● **Work to complete**
Drop every picture and give the entries back exactly.

● **Input material**
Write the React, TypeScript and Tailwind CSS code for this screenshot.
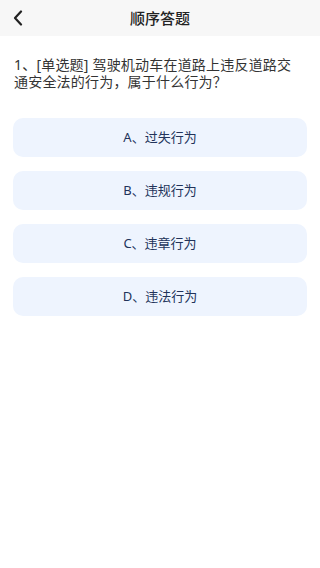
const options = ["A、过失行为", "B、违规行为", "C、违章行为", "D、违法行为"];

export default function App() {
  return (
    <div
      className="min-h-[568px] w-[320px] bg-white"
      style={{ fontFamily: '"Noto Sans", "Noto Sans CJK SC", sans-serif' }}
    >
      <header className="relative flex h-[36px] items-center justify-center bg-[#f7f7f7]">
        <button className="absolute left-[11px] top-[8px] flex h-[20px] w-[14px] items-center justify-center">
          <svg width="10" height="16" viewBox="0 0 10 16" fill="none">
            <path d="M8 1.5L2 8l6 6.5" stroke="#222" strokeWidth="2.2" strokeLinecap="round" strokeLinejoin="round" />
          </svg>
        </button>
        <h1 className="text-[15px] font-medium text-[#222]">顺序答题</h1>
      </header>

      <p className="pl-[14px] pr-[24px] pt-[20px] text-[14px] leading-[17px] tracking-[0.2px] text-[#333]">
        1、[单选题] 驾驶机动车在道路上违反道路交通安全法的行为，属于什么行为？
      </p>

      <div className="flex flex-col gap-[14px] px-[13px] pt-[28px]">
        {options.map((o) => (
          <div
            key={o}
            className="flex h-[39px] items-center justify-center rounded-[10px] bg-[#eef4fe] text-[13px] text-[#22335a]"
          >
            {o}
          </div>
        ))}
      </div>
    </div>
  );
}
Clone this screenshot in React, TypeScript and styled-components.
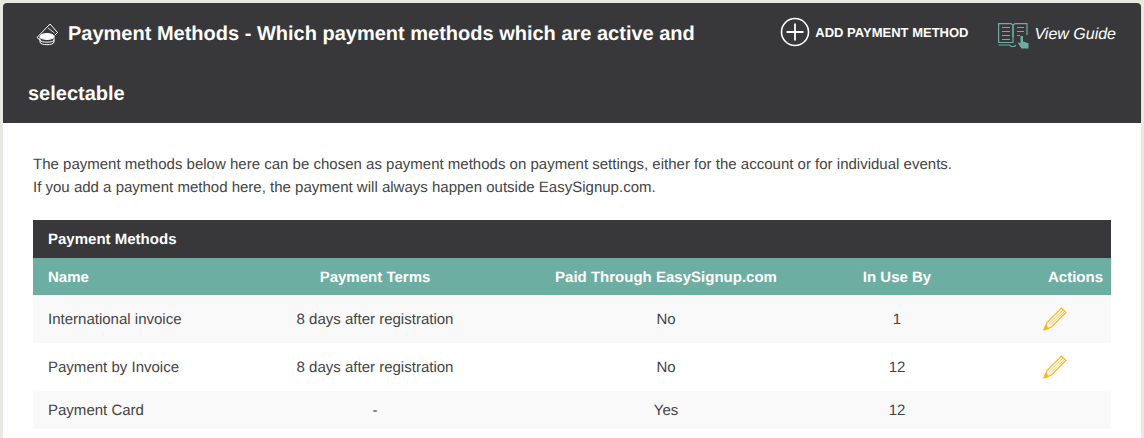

● **Task result**
Write the React, TypeScript and Tailwind CSS code for this screenshot.
const options = ["A、过失行为", "B、违规行为", "C、违章行为", "D、违法行为"];

export default function App() {
  return (
    <div
      className="min-h-[568px] w-[320px] bg-white"
      style={{ fontFamily: '"Noto Sans", "Noto Sans CJK SC", sans-serif' }}
    >
      <header className="relative flex h-[36px] items-center justify-center bg-[#f7f7f7]">
        <button className="absolute left-[11px] top-[8px] flex h-[20px] w-[14px] items-center justify-center">
          <svg width="10" height="16" viewBox="0 0 10 16" fill="none">
            <path d="M8 1.5L2 8l6 6.5" stroke="#222" strokeWidth="2.2" strokeLinecap="round" strokeLinejoin="round" />
          </svg>
        </button>
        <h1 className="text-[15px] font-medium text-[#222]">顺序答题</h1>
      </header>

      <p className="pl-[14px] pr-[24px] pt-[20px] text-[14px] leading-[17px] tracking-[0.2px] text-[#333]">
        1、[单选题] 驾驶机动车在道路上违反道路交通安全法的行为，属于什么行为？
      </p>

      <div className="flex flex-col gap-[14px] px-[13px] pt-[28px]">
        {options.map((o) => (
          <div
            key={o}
            className="flex h-[39px] items-center justify-center rounded-[10px] bg-[#eef4fe] text-[13px] text-[#22335a]"
          >
            {o}
          </div>
        ))}
      </div>
    </div>
  );
}
Clone this screenshot in React, TypeScript and styled-components.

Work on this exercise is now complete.